Monday, November 26, 2018

Hutchison, "Corporate Law Federalism in Historical Context: Comparing Canada and the United States" on SSRN

Camden Hutchison of the Peter A. Allard School of Law, University of British Columbia, has posted "Corporate Law Federalism in Historical Context: Comparing Canada and the United States" on SSRN (forthcoming in the McGill Law Journal.)


Although American and Canadian corporate law share many similarities, they are also marked by important institutional differences. Among the most notable are the differing roles of federal versus state/provincial policymaking in the two countries: While American corporate law has been deeply influenced by jurisdictional competition among the states, Canadian law has instead been shaped by federal legislative activity, as seen today in the standardizing influence of the Canada Business Corporations Act. These different institutional histories have led to distinct evolutionary paths, with important substantive consequences for contemporary corporate law.

Despite considerable academic attention to the subject of corporate law federalism, these historical differences between Canada and the United States are not well understood. Drawing on historical evidence, this article explains why jurisdictional competition arose in the United States but not Canada by examining the "Great Merger Movement" of the late nineteenth and early twentieth centuries.
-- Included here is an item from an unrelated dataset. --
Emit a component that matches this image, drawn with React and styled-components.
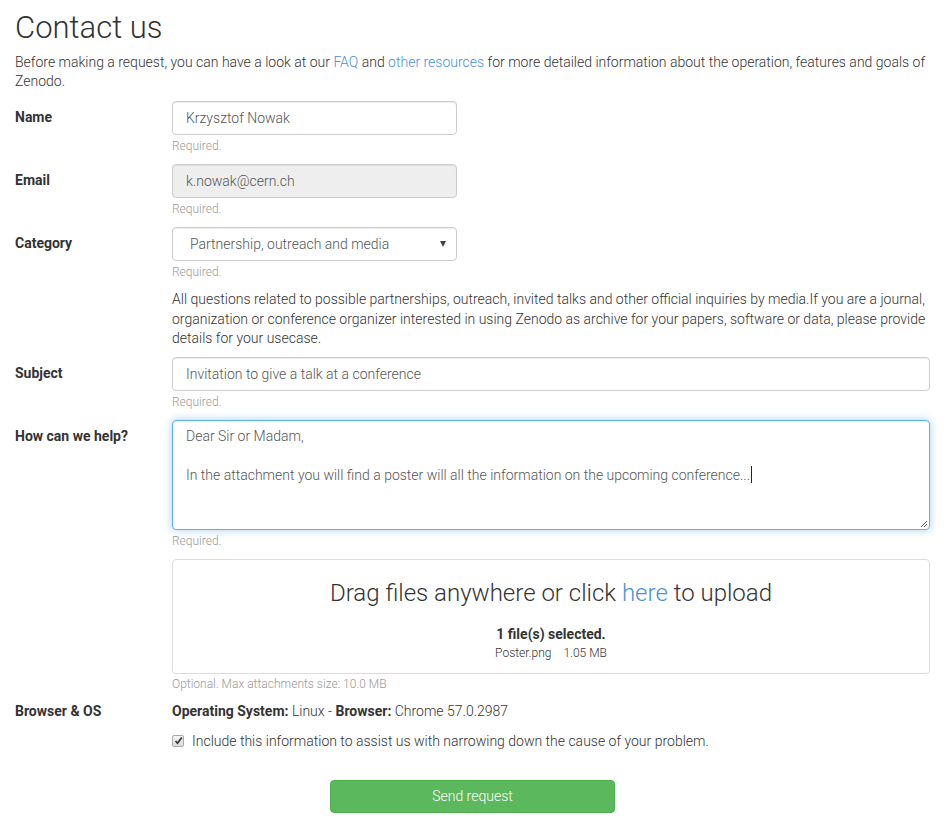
import React from "react";
import styled, { createGlobalStyle } from "styled-components";

const Global = createGlobalStyle`
  html, body { margin: 0; padding: 0; background: #fff; }
  body {
    font-family: Roboto, "Liberation Sans", Arial, sans-serif;
    font-weight: 300;
    font-size: 14px;
    color: #333;
  }
  * { box-sizing: border-box; }
`;

const Page = styled.div`
  padding: 0 18px 0 15px;
  width: 948px;
`;

const Title = styled.h1`
  font-size: 31px;
  font-weight: 300;
  margin: 10px 0 0 0;
  line-height: 36px;
`;

const Intro = styled.p`
  margin: 7px 0 10px 0;
  line-height: 19px;
  font-size: 14px;
`;

const Link = styled.a`
  color: #4a90d9;
  text-decoration: none;
`;

const Row = styled.div`
  display: flex;
  margin-bottom: ${(p) => p.$mb ?? 9}px;
`;

const Label = styled.div`
  width: 157px;
  flex: none;
  font-weight: 700;
  font-size: 14px;
  padding-top: ${(p) => p.$pt ?? 8}px;
  line-height: 17px;
`;

const Field = styled.div`
  flex: 1;
  display: flex;
  flex-direction: column;
  min-width: 0;
`;

const Input = styled.div`
  width: ${(p) => (p.$wide ? "100%" : "285px")};
  height: 34px;
  border: 1px solid #ccc;
  border-radius: 4px;
  background: ${(p) => (p.$disabled ? "#eee" : "#fff")};
  padding: 0 13px;
  display: flex;
  align-items: center;
  color: #555;
  font-size: 14px;
  box-shadow: inset 0 1px 1px rgba(0, 0, 0, 0.075);
`;

const Select = styled(Input)`
  justify-content: space-between;
  padding: 0 10px 0 17px;
`;

const Arrow = styled.span`
  width: 0;
  height: 0;
  border-left: 3.5px solid transparent;
  border-right: 3.5px solid transparent;
  border-top: 6px solid #444;
`;

const Help = styled.div`
  font-size: 12px;
  color: #999;
  line-height: 17px;
  margin-top: ${(p) => p.$mt ?? 3}px;
`;

const Desc = styled.div`
  margin-top: 9px;
  line-height: 19.5px;
  font-size: 14px;
  color: #333;
`;

const TextArea = styled.div`
  position: relative;
  height: 110px;
  border: 1px solid #66afe9;
  border-radius: 4px;
  padding: 6px 13px;
  color: #555;
  font-size: 14px;
  line-height: 19.5px;
  box-shadow: inset 0 1px 1px rgba(0, 0, 0, 0.075), 0 0 8px rgba(102, 175, 233, 0.6);
`;

const Line = styled.div`
  min-height: 19.5px;
`;

const Caret = styled.span`
  display: inline-block;
  width: 1px;
  height: 17px;
  background: #222;
  vertical-align: -3px;
  margin-left: 1px;
`;

const Grip = styled.svg`
  position: absolute;
  right: 1px;
  bottom: 1px;
`;

const Drop = styled.div`
  margin-top: 9px;
  height: 115px;
  border: 1px solid #ddd;
  border-radius: 4px;
  display: flex;
  flex-direction: column;
  align-items: center;
  padding-top: 18px;
`;

const DropTitle = styled.div`
  font-size: 24px;
  font-weight: 300;
  line-height: 30px;
  color: #333;
`;

const Selected = styled.div`
  margin-top: 17px;
  font-weight: 700;
  font-size: 14px;
  line-height: 18px;
`;

const FileLine = styled.div`
  font-size: 12px;
  line-height: 20px;
  color: #333;
  span + span { margin-left: 12px; }
`;

const Info = styled.div`
  padding-top: 10px;
  line-height: 17px;
  b { font-weight: 700; }
`;

const CheckRow = styled.label`
  display: flex;
  align-items: center;
  gap: 8px;
  margin-top: 13px;
  font-size: 14px;
`;

const Check = styled.span`
  width: 12px;
  height: 12px;
  border: 1px solid #a8a8a8;
  border-radius: 2px;
  background: linear-gradient(#f4f4f4, #dcdcdc);
  display: flex;
  align-items: center;
  justify-content: center;
`;

const Actions = styled.div`
  display: flex;
  justify-content: center;
  margin-top: 31px;
`;

const Button = styled.button`
  width: 285px;
  height: 33px;
  background: #5cb85c;
  border: 1px solid #4cae4c;
  border-radius: 4px;
  color: #fff;
  font-family: inherit;
  font-weight: 300;
  font-size: 14px;
`;

export default function App() {
  return (
    <Page>
      <Global />
      <Title>Contact us</Title>
      <Intro>
        Before making a request, you can have a look at our <Link>FAQ</Link> and{" "}
        <Link>other resources</Link> for more detailed information about the operation, features and
        goals of Zenodo.
      </Intro>

      <Row>
        <Label>Name</Label>
        <Field>
          <Input>Krzysztof Nowak</Input>
          <Help>Required.</Help>
        </Field>
      </Row>

      <Row>
        <Label>Email</Label>
        <Field>
          <Input $disabled>k.nowak@cern.ch</Input>
          <Help>Required.</Help>
        </Field>
      </Row>

      <Row $mb={8}>
        <Label>Category</Label>
        <Field>
          <Select>
            <span>Partnership, outreach and media</span>
            <Arrow />
          </Select>
          <Help>Required.</Help>
          <Desc>
            All questions related to possible partnerships, outreach, invited talks and other official
            inquiries by media.If you are a journal, organization or conference organizer interested in
            using Zenodo as archive for your papers, software or data, please provide details for your
            usecase.
          </Desc>
        </Field>
      </Row>

      <Row>
        <Label>Subject</Label>
        <Field>
          <Input $wide>Invitation to give a talk at a conference</Input>
          <Help>Required.</Help>
        </Field>
      </Row>

      <Row $mb={0}>
        <Label>How can we help?</Label>
        <Field>
          <TextArea>
            <Line>Dear Sir or Madam,</Line>
            <Line />
            <Line>
              In the attachment you will find a poster will all the information on the upcoming
              conference...
              <Caret />
            </Line>
            <Grip width="9" height="9" viewBox="0 0 9 9">
              <path d="M8 2 L2 8 M8 5 L5 8" stroke="#555" strokeWidth="1" />
            </Grip>
          </TextArea>
          <Help>Required.</Help>
          <Drop>
            <DropTitle>
              Drag files anywhere or click <Link>here</Link> to upload
            </DropTitle>
            <Selected>1 file(s) selected.</Selected>
            <FileLine>
              <span>Poster.png</span>
              <span>1.05 MB</span>
            </FileLine>
          </Drop>
          <Help $mt={2}>Optional. Max attachments size: 10.0 MB</Help>
        </Field>
      </Row>

      <Row $mb={0}>
        <Label $pt={10}>Browser &amp; OS</Label>
        <Field>
          <Info>
            <b>Operating System:</b> Linux - <b>Browser:</b> Chrome 57.0.2987
          </Info>
          <CheckRow>
            <Check>
              <svg width="9" height="9" viewBox="0 0 9 9">
                <path d="M1.5 5 L3.5 7.2 L7.8 1.5" stroke="#333" strokeWidth="1.7" fill="none" />
              </svg>
            </Check>
            Include this information to assist us with narrowing down the cause of your problem.
          </CheckRow>
        </Field>
      </Row>

      <Actions>
        <Button>Send request</Button>
      </Actions>
    </Page>
  );
}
Specifically, this article makes three related arguments: (1) In the United States, the rise of jurisdictional competition was driven not by corporate governance issues, as is often assumed, but rather by the desire to avoid state and federal antitrust restrictions; (2) For a variety of reasons, cartelization and price fixing were more viable in Canada than the United States, delaying the onset of consolidative mergers; and (3) When the Canadian merger movement finally arrived, Canadian federal company law readily facilitated industrial consolidation, reducing the incentives for individual provinces to compete to attract company charters.

Given the permissiveness of Canadian company law and the availability of a federal statute, there was little demand for provincial governments to liberalize their own companies acts. In this respect, the different experiences of Canada and the United States reveal an intriguing historical irony — while Canadian corporate law is sometimes criticized as lacking in competitive responsiveness, the roots of this complacency are closely tied to the turn-of-the-century merger movement, in which Canadian law was more permissive than its traditional American counterpart.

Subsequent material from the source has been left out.